<<<<

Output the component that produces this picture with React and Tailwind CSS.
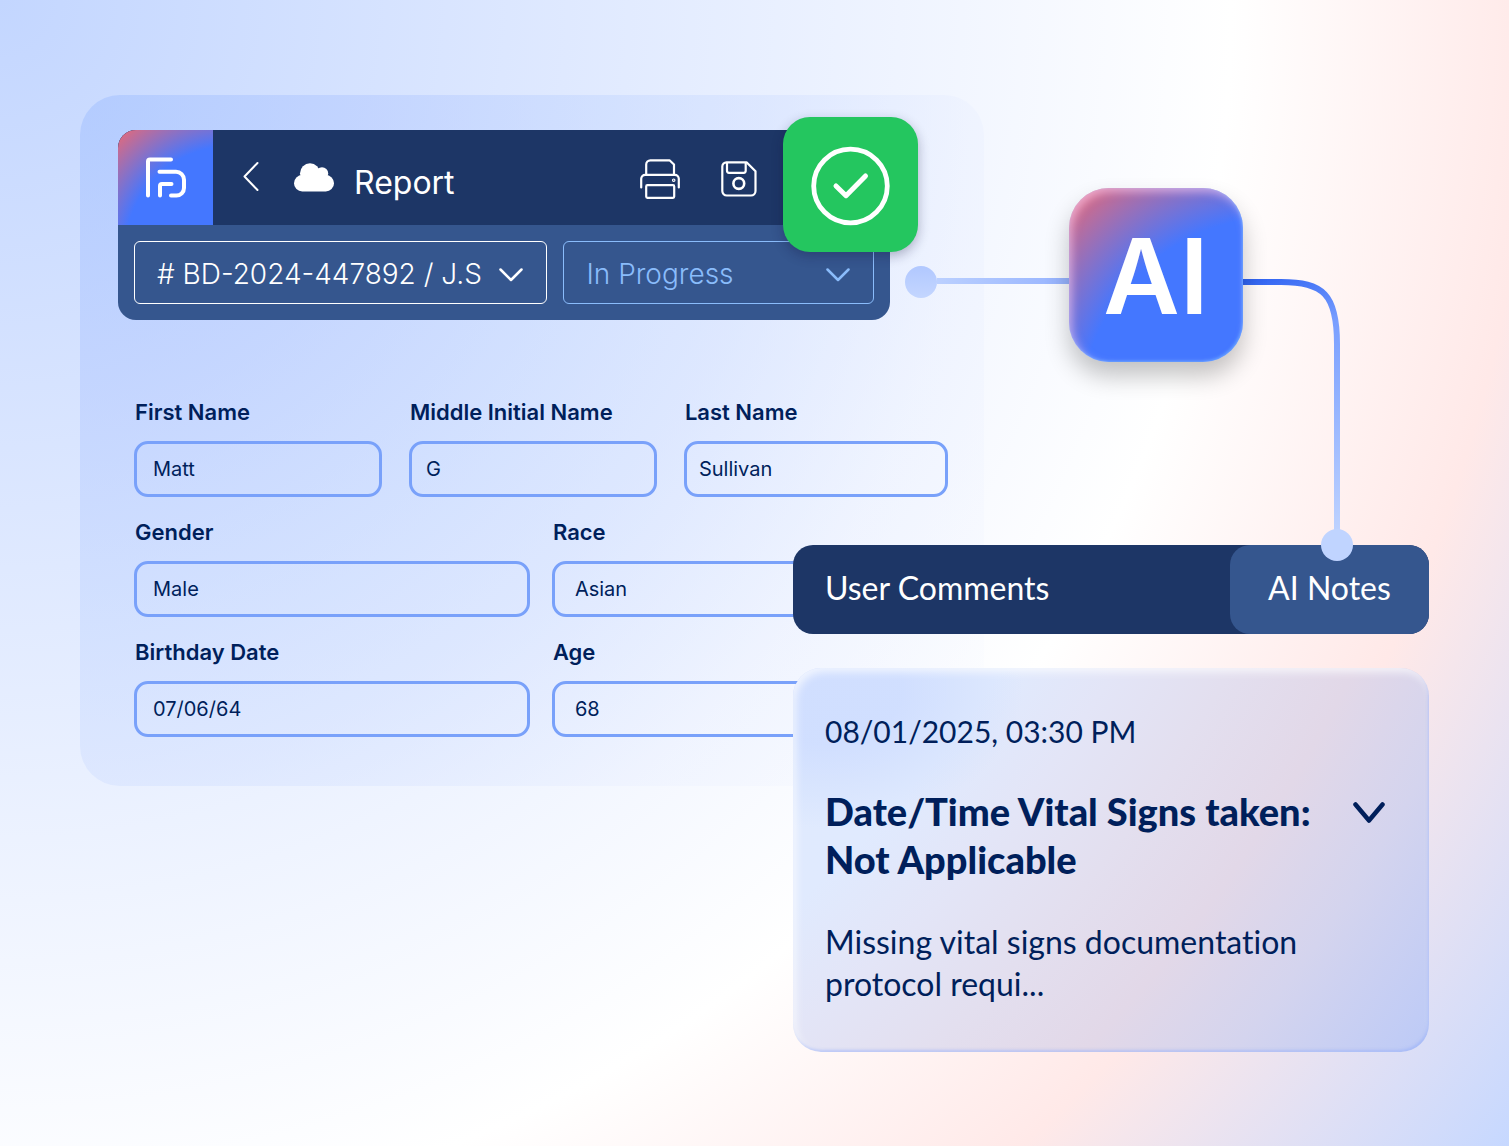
import React from "react";

function Chevron({ className, strokeWidth = 2 }) {
  return (
    <svg viewBox="0 0 24 14" fill="none" stroke="currentColor" strokeWidth={strokeWidth} strokeLinecap="round" strokeLinejoin="round" className={className} aria-hidden="true">
      <path d="M1.500 1.500 12 12 22.500 1.500" />
    </svg>
  );
}

function LogoMark() {
  return (
    <svg viewBox="0 0 95 95" fill="none" stroke="white" strokeWidth="4" strokeLinecap="round" strokeLinejoin="round" className="size-full" aria-hidden="true">
      <path d="M30 65.500V31.500a2 2 0 0 1 2-2H53" />
      <path d="M41.500 41.700H58a8 8 0 0 1 8 8V58a7.600 7.600 0 0 1-7.600 7.600H53" />
      <path d="M42 65.500V56a2 2 0 0 1 2-2H53.500" />
    </svg>
  );
}

function CloudIcon() {
  return (
    <svg viewBox="0 0 40 29" fill="white" className="h-[29px] w-10" aria-hidden="true">
      <rect x="0" y="12" width="40" height="16.500" rx="8.250" />
      <circle cx="16" cy="10.300" r="10" />
      <circle cx="28" cy="10.500" r="6.200" />
      <rect x="7" y="9" width="26" height="9" rx="3" />
    </svg>
  );
}

function PrinterIcon() {
  return (
    <svg viewBox="0 0 40 40" fill="none" stroke="white" strokeWidth="2.200" strokeLinecap="round" strokeLinejoin="round" className="size-10" aria-hidden="true">
      <path d="M6.200 15.800V5.500a4.200 4.200 0 0 1 4.200-4.200H29.500L34 5.500V15.800" />
      <path d="M1.200 28.500V19.800a4 4 0 0 1 4-4H34.800a4 4 0 0 1 4 4V28.500" />
      <rect x="6.200" y="26.200" width="28" height="12.600" rx="1.200" />
      <circle cx="33.700" cy="21.200" r="1.200" strokeWidth="1.200" />
    </svg>
  );
}

function SaveIcon() {
  return (
    <svg viewBox="0 0 36 36" fill="none" stroke="white" strokeWidth="2.200" strokeLinejoin="round" className="size-9" aria-hidden="true">
      <path d="M5.500 1.300H25.500L34.500 10.300V30a4.500 4.500 0 0 1-4.500 4.500H5.800a4.500 4.500 0 0 1-4.500-4.500V5.500a4.200 4.200 0 0 1 4.200-4.200Z" />
      <path d="M6 1.500V9.800a2 2 0 0 0 2 2H22.700a2 2 0 0 0 2-2V1.500" />
      <circle cx="17.800" cy="22.500" r="5.400" strokeWidth="2.600" />
    </svg>
  );
}

function HeaderSelect({ label, value, tone }) {
  return (
    <div className={`relative ${tone}`}>
      <select aria-label={label} defaultValue={value} className="h-[63px] w-full appearance-none rounded-md border border-current bg-transparent pt-0.5 pl-[22px] pr-12 text-[28px] font-light outline-none">
        <option>{value}</option>
      </select>
      <Chevron strokeWidth={2.5} className="pointer-events-none absolute right-6 top-[27px] h-[14px] w-6" />
    </div>
  );
}

function Field({ id, label, value, pad = "pl-4" }) {
  return (
    <div>
      <label htmlFor={id} className="block pl-px text-[22px] leading-8 font-semibold">
        {label}
      </label>
      <input id={id} defaultValue={value} className={`mt-[13px] block h-14 w-full rounded-[14px] border-[3px] border-[#79a1fa] bg-transparent text-xl outline-none ${pad}`} />
    </div>
  );
}

function ReportHeader() {
  return (
    <header className="relative mr-[94px] ml-[38px] font-[Inter,sans-serif] text-white">
      <div className="overflow-hidden rounded-[18px] bg-[#35568e]">
        <div className="flex h-[95px] items-center bg-[#1d3666]">
          <div className="size-[95px] bg-[radial-gradient(circle_at_120%_130%,#4477ff_0%,#4477ff_64%,#dc6a80_97%)]">
            <LogoMark />
          </div>
          <button aria-label="Back" className="ml-[30px] mb-1">
            <svg viewBox="0 0 16 30" fill="none" stroke="white" strokeWidth="2" strokeLinecap="round" strokeLinejoin="round" className="h-[30px] w-4" aria-hidden="true">
              <path d="M14.500 2 1.500 15.500 14.500 29" />
            </svg>
          </button>
          <div className="ml-[35px]">
            <CloudIcon />
          </div>
          <h1 className="mt-2.5 ml-5 text-[32px]">Report</h1>
          <div className="mt-0.5 mr-[133px] ml-auto flex items-center gap-[41px]">
            <button aria-label="Print"><PrinterIcon /></button>
            <button aria-label="Save"><SaveIcon /></button>
          </div>
        </div>
        <div className="grid grid-cols-[413fr_310fr] gap-4 p-4">
          <HeaderSelect label="Report number" value="# BD-2024-447892 / J.S" tone="text-white" />
          <HeaderSelect label="Status" value="In Progress" tone="text-[#8abcfb]" />
        </div>
      </div>
      <div className="absolute -top-[13px] -right-7 size-[135px] rounded-[27px] bg-[#24c65f] shadow-[0_4px_12px_rgba(20,20,60,0.3)]">
        <svg viewBox="0 0 135 135" fill="none" stroke="white" strokeLinecap="round" strokeLinejoin="round" className="size-full" aria-label="Complete">
          <circle cx="67.500" cy="69" r="36.800" strokeWidth="4.800" />
          <path d="M53 69 63 78.700 82.500 59" strokeWidth="5" />
        </svg>
      </div>
    </header>
  );
}

function ReportPanel() {
  return (
    <section className="col-start-1 row-start-1 w-[67%] self-start rounded-[40px] bg-[radial-gradient(circle_at_0_0,rgba(150,184,255,0.42)_0%,rgba(165,190,255,0.38)_25%,rgba(180,204,255,0.34)_45%,rgba(198,215,255,0.34)_60%,rgba(228,235,255,0.28)_78%,rgba(255,255,255,0.1)_100%)] pt-[35px] pb-[49px]">
      <ReportHeader />
      <form className="mt-[76px] mr-9 ml-[54px] flex flex-col gap-[19px] font-[Inter,sans-serif] text-[#001f5b]">
        <div className="grid grid-cols-[248fr_248fr_264fr] gap-[27px]">
          <Field id="first" label="First Name" value="Matt" />
          <Field id="middle" label="Middle Initial Name" value="G" pad="pl-[14px]" />
          <Field id="last" label="Last Name" value="Sullivan" pad="pl-3" />
        </div>
        <div className="grid grid-cols-2 gap-[22px]">
          <Field id="gender" label="Gender" value="Male" />
          <Field id="race" label="Race" value="Asian" pad="pl-5" />
        </div>
        <div className="grid grid-cols-2 gap-[22px]">
          <Field id="birthday" label="Birthday Date" value="07/06/64" />
          <Field id="age" label="Age" value="68" pad="pl-5" />
        </div>
      </form>
    </section>
  );
}

function AiConnector() {
  return (
    <div className="absolute top-[188px] right-[156px] left-[60%] flex items-start">
      <div className="mt-[78px] size-8 shrink-0 rounded-full bg-linear-to-b from-[#b1c8ff] to-[#c4d6ff]" />
      <div className="mt-[90px] h-[6px] grow bg-linear-to-r from-[#bbd0ff] to-[#96b3ff]" />
      <div className="z-10 flex size-[174px] shrink-0 items-center justify-center rounded-[40px] bg-[radial-gradient(circle_at_120%_130%,#4477ff_0%,#4477ff_64%,#dc6a80_96%)] font-[Inter,sans-serif] text-[105px] leading-none font-semibold text-white shadow-[0_14px_24px_rgba(0,0,0,0.24),inset_3px_4px_8px_rgba(255,215,255,0.55),inset_-1px_-1px_3px_rgba(100,170,255,0.8)]">
        AI
      </div>
      <svg viewBox="0 0 110 357" fill="none" className="h-[357px] w-[110px] shrink-0" aria-hidden="true">
        <defs>
          <linearGradient id="wire" gradientUnits="userSpaceOnUse" x1="0" y1="94" x2="100" y2="357">
            <stop offset="0" stopColor="#2f63f2" />
            <stop offset="0.250" stopColor="#7a9fff" />
            <stop offset="1" stopColor="#c3d6ff" />
          </linearGradient>
        </defs>
        <path d="M0 94H38C80 94 94 106 94 156V357" stroke="url(#wire)" strokeWidth="6" />
      </svg>
    </div>
  );
}

function NotesPanel() {
  return (
    <aside className="relative z-20 col-start-1 row-start-1 w-[636px] self-end justify-self-end font-[Lato,sans-serif] text-[#001f5b] [font-variant-ligatures:none]">
      <div className="flex rounded-[20px] bg-[#1d3666] text-[32px] text-white">
        <button className="h-[89px] grow pb-1 pl-8 text-left">User Comments</button>
        <button className="relative h-[89px] w-[199px] rounded-[20px] bg-[#35568e] pb-1">
          AI Notes
          <span className="absolute -top-4 right-[76px] size-8 rounded-full bg-[#c0d4ff]" />
        </button>
      </div>
      <article className="mt-[34px] rounded-[28px] bg-[radial-gradient(ellipse_200px_140px_at_30px_20px,rgba(205,220,255,0.8)_40%,rgba(205,220,255,0)_100%),radial-gradient(circle_at_-793px_-668px,#dfeafe_1037px,#e0eafe_1204px,#e3e5f7_1300px,#e3dfef_1400px,#e2d8e8_1510px,#d4d4ee_1620px,#bccaf7_1774px)] px-8 pt-[43px] pb-[47px] shadow-[inset_3px_4px_8px_rgba(255,255,255,0.7),inset_-1px_-2px_3px_rgba(130,160,250,0.5)]">
        <time className="block text-[30px] leading-10">08/01/2025, 03:30 PM</time>
        <div className="mt-9 flex items-start justify-between">
          <h2 className="text-[38px] leading-12 font-black">
            Date/Time Vital Signs taken:
            <br />
            Not Applicable
          </h2>
          <button aria-label="Expand note" className="mt-[15px] mr-3">
            <svg viewBox="0 0 32 22" fill="none" stroke="currentColor" strokeWidth="4.500" strokeLinecap="round" strokeLinejoin="round" className="h-[22px] w-8" aria-hidden="true">
              <path d="M2.500 2.500 16 18.500 29.500 2.500" />
            </svg>
          </button>
        </div>
        <p className="mt-[38px] text-[32px] leading-[42px]">
          Missing vital signs documentation
          <br />
          protocol requi...
        </p>
      </article>
    </aside>
  );
}

export default function App() {
  return (
    <main className="relative grid min-h-screen bg-[radial-gradient(circle_at_0_0,#c3d6ff_0%,#dfe9ff_30%,#ffffff_65%,#ffe9e8_81%,#c6d8ff_100%)] px-20 pt-[95px] pb-[94px]">
      <ReportPanel />
      <AiConnector />
      <NotesPanel />
    </main>
  );
}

>>>>

## [Aim of the exercise]
Select every line where the word "React" occurs.

## [Output]
Output the component that produces this picture with React and Tailwind CSS.
import React from "react";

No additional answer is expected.